I try to be circumspect in my comments on the utterances of other IFAs. However, Tom McPhail’s prediction last week that savers will accumulate 10,000 by way of an Isa with a view to rolling it over into a personal account come 2012, thereby “hugely destabilising the IFA industry” is, to my mind, nothing more than alarmist rubbish. It is just another bit of free publicity for Hargreaves Lansdown.
First, 99 per cent of the population have only the vaguest awareness of the Government’s plans for personal accounts, let alone how they are likely to work in practice. Advice will be required. Second, based on this Government’s track record on pretty well everything to do with pensions, most people are likely to be extremely distrustful of any new Government initiative. Advice will be required.
Third, no one yet knows who is to administer the scheme or what investment options will be available or what the charges are to be. Advice will be required. And fourth, the strategy Mr McPhail outlines is exactly the sort of thing that only an IFA would think of to begin with.
Even if people do accumulate money in an Isa in preference to funding a personal pension plan, most will be very reluctant then to lock it away in a pension plan unless some meaningful progress has been made on the core issues of the annuity trap and lack of inheritability of unspent funds after retirement.
Apart from anything else, the priority of most people below the age of 50 is to pay debt and to feed and clothe their families.
My attitude is to wait and see what happens, not least because 2012 is a whole five years in the future and, with luck, by then we will hopefully have a Conservative Chancellor of less Machiavellian mien.
After the white elephant of stakeholder, the IFA sector has much more pressing issues on its plate, not least the all-pervading virus of over-regulation. It might just help if the FSA’s reaction to every call to do better could be something other than just producing more and more spurious new initiatives that make compliance even more vague and onerous than it already is.

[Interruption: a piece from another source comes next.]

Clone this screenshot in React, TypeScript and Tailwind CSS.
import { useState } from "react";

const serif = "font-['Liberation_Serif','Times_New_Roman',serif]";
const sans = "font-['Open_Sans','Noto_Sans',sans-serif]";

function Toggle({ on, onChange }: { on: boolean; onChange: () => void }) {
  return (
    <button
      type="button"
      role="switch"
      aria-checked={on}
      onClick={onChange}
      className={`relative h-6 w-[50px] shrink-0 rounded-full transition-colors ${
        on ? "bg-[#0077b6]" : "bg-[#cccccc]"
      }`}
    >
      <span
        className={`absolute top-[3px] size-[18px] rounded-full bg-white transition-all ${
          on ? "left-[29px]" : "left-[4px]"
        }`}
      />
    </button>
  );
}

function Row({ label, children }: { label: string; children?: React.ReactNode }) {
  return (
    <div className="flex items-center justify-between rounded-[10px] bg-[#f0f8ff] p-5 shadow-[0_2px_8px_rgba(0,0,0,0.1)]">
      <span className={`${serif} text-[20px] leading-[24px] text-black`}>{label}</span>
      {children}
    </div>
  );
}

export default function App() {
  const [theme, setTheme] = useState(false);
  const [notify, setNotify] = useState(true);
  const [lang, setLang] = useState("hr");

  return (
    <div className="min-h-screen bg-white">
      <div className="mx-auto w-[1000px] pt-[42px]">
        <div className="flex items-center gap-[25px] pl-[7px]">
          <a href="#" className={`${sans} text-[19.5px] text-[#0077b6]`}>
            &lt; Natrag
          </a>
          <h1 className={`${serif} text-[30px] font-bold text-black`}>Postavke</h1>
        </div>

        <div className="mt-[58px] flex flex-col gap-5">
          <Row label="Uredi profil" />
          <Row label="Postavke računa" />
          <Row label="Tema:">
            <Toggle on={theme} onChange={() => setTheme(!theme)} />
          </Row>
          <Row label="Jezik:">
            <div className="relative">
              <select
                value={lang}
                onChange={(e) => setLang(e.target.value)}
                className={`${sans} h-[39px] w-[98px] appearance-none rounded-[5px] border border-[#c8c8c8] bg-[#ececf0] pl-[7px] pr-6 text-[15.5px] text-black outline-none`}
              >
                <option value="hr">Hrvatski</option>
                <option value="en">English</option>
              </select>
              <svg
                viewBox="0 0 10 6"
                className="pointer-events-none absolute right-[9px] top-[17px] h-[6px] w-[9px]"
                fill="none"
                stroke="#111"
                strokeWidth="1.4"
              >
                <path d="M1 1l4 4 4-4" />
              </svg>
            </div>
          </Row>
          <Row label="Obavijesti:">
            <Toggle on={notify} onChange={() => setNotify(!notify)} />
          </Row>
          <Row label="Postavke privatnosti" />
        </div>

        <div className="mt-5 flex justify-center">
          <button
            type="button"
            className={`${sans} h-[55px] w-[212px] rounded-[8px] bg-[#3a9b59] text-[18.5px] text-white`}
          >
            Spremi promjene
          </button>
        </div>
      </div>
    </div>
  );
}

For example, if the FSA so wished, treating customers fairly could be encapsulated into a fundamental three-stage process:
l Presentation of relevant regulatory documents at the first client meeting.
l A thorough fact-find and
l A thorough letter of recommendation with a clearly defined set of contents such as present circumstances and objectives, budget, attitude to investment risk, some commentary on the client’s existing provisions, recommended products, a brief discussion of possible alternatives, risk warnings, tax considerations, points for future consideration and so on. Hardly rocket science.
Why, oh why, does the FSA have to make everything so difficult and complicated? As far as designing a workable and effective business model for IFAs is concerned, I think it hardly fanciful to suggest that a vastly less expensive organisation than the FSA could make a vastly better job of it to the benefit of all concerned. Waving two fingers at Brussels would be a very good start.